STATED TASK - Return all of the data exactly, with nothing left out but the pictures.

········

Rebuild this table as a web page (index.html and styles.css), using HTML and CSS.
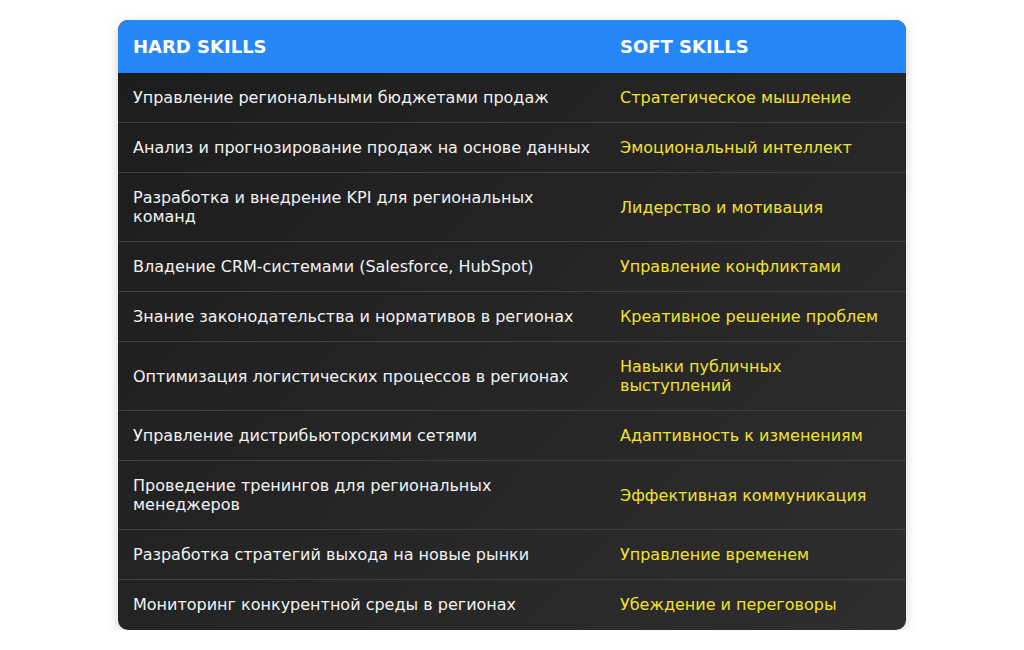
FILE: index.html
```html
<!DOCTYPE html>
<html lang="ru">
<head>
<meta charset="utf-8">
<link rel="stylesheet" href="styles.css">
</head>
<body>
<div class="wrap">
<table class="skills">
<thead>
<tr><th class="c1">HARD SKILLS</th><th class="c2">SOFT SKILLS</th></tr>
</thead>
<tbody>
<tr><td>Управление региональными бюджетами продаж</td><td class="soft">Стратегическое мышление</td></tr>
<tr><td>Анализ и прогнозирование продаж на основе данных</td><td class="soft">Эмоциональный интеллект</td></tr>
<tr><td>Разработка и внедрение KPI для региональных команд</td><td class="soft">Лидерство и мотивация</td></tr>
<tr><td>Владение CRM-системами (Salesforce, HubSpot)</td><td class="soft">Управление конфликтами</td></tr>
<tr><td>Знание законодательства и нормативов в регионах</td><td class="soft">Креативное решение проблем</td></tr>
<tr><td>Оптимизация логистических процессов в регионах</td><td class="soft">Навыки публичных выступлений</td></tr>
<tr><td>Управление дистрибьюторскими сетями</td><td class="soft">Адаптивность к изменениям</td></tr>
<tr><td>Проведение тренингов для региональных менеджеров</td><td class="soft">Эффективная коммуникация</td></tr>
<tr><td>Разработка стратегий выхода на новые рынки</td><td class="soft">Управление временем</td></tr>
<tr><td>Мониторинг конкурентной среды в регионах</td><td class="soft">Убеждение и переговоры</td></tr>
</tbody>
</table>
</div>
</body>
</html>
```

FILE: styles.css
```css
* { box-sizing: border-box; }
html, body { margin: 0; padding: 0; background: #ffffff; }
body { font-family: "DejaVu Sans", sans-serif; }
.wrap { padding: 20px 0 0 118px; }
.skills {
  width: 788px;
  border-collapse: separate;
  border-spacing: 0;
  border-radius: 10px;
  overflow: hidden;
  background: linear-gradient(135deg, #1c1c1c 0%, #2e2e2e 100%);
  box-shadow: 0 4px 12px rgba(0,0,0,0.18);
  table-layout: fixed;
}
.c1 { width: 487px; }
.skills th {
  background: #2688f8;
  color: #ffffff;
  text-align: left;
  font-weight: bold;
  font-size: 18px;
  padding: 0 15px 1px;
  height: 53px;
}
.skills td {
  color: #f2f2f2;
  font-size: 16px;
  line-height: 19px;
  padding: 15px 15px;
  border-bottom: 1px solid #404040;
  vertical-align: middle;
}
.skills td:first-child { padding-right: 6px; }
.skills tbody tr:last-child td { border-bottom: none; padding-bottom: 16px; }
.skills td.soft { color: #f3e22a; }
```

········

ANSWER TO THE TASK -
Rebuild this table as a web page (index.html and styles.css), using HTML and CSS.
FILE: index.html
```html
<!DOCTYPE html>
<html lang="ru">
<head>
<meta charset="utf-8">
<link rel="stylesheet" href="styles.css">
</head>
<body>
<div class="wrap">
<table class="skills">
<thead>
<tr><th class="c1">HARD SKILLS</th><th class="c2">SOFT SKILLS</th></tr>
</thead>
<tbody>
<tr><td>Управление региональными бюджетами продаж</td><td class="soft">Стратегическое мышление</td></tr>
<tr><td>Анализ и прогнозирование продаж на основе данных</td><td class="soft">Эмоциональный интеллект</td></tr>
<tr><td>Разработка и внедрение KPI для региональных команд</td><td class="soft">Лидерство и мотивация</td></tr>
<tr><td>Владение CRM-системами (Salesforce, HubSpot)</td><td class="soft">Управление конфликтами</td></tr>
<tr><td>Знание законодательства и нормативов в регионах</td><td class="soft">Креативное решение проблем</td></tr>
<tr><td>Оптимизация логистических процессов в регионах</td><td class="soft">Навыки публичных выступлений</td></tr>
<tr><td>Управление дистрибьюторскими сетями</td><td class="soft">Адаптивность к изменениям</td></tr>
<tr><td>Проведение тренингов для региональных менеджеров</td><td class="soft">Эффективная коммуникация</td></tr>
<tr><td>Разработка стратегий выхода на новые рынки</td><td class="soft">Управление временем</td></tr>
<tr><td>Мониторинг конкурентной среды в регионах</td><td class="soft">Убеждение и переговоры</td></tr>
</tbody>
</table>
</div>
</body>
</html>
```

FILE: styles.css
```css
* { box-sizing: border-box; }
html, body { margin: 0; padding: 0; background: #ffffff; }
body { font-family: "DejaVu Sans", sans-serif; }
.wrap { padding: 20px 0 0 118px; }
.skills {
  width: 788px;
  border-collapse: separate;
  border-spacing: 0;
  border-radius: 10px;
  overflow: hidden;
  background: linear-gradient(135deg, #1c1c1c 0%, #2e2e2e 100%);
  box-shadow: 0 4px 12px rgba(0,0,0,0.18);
  table-layout: fixed;
}
.c1 { width: 487px; }
.skills th {
  background: #2688f8;
  color: #ffffff;
  text-align: left;
  font-weight: bold;
  font-size: 18px;
  padding: 0 15px 1px;
  height: 53px;
}
.skills td {
  color: #f2f2f2;
  font-size: 16px;
  line-height: 19px;
  padding: 15px 15px;
  border-bottom: 1px solid #404040;
  vertical-align: middle;
}
.skills td:first-child { padding-right: 6px; }
.skills tbody tr:last-child td { border-bottom: none; padding-bottom: 16px; }
.skills td.soft { color: #f3e22a; }
```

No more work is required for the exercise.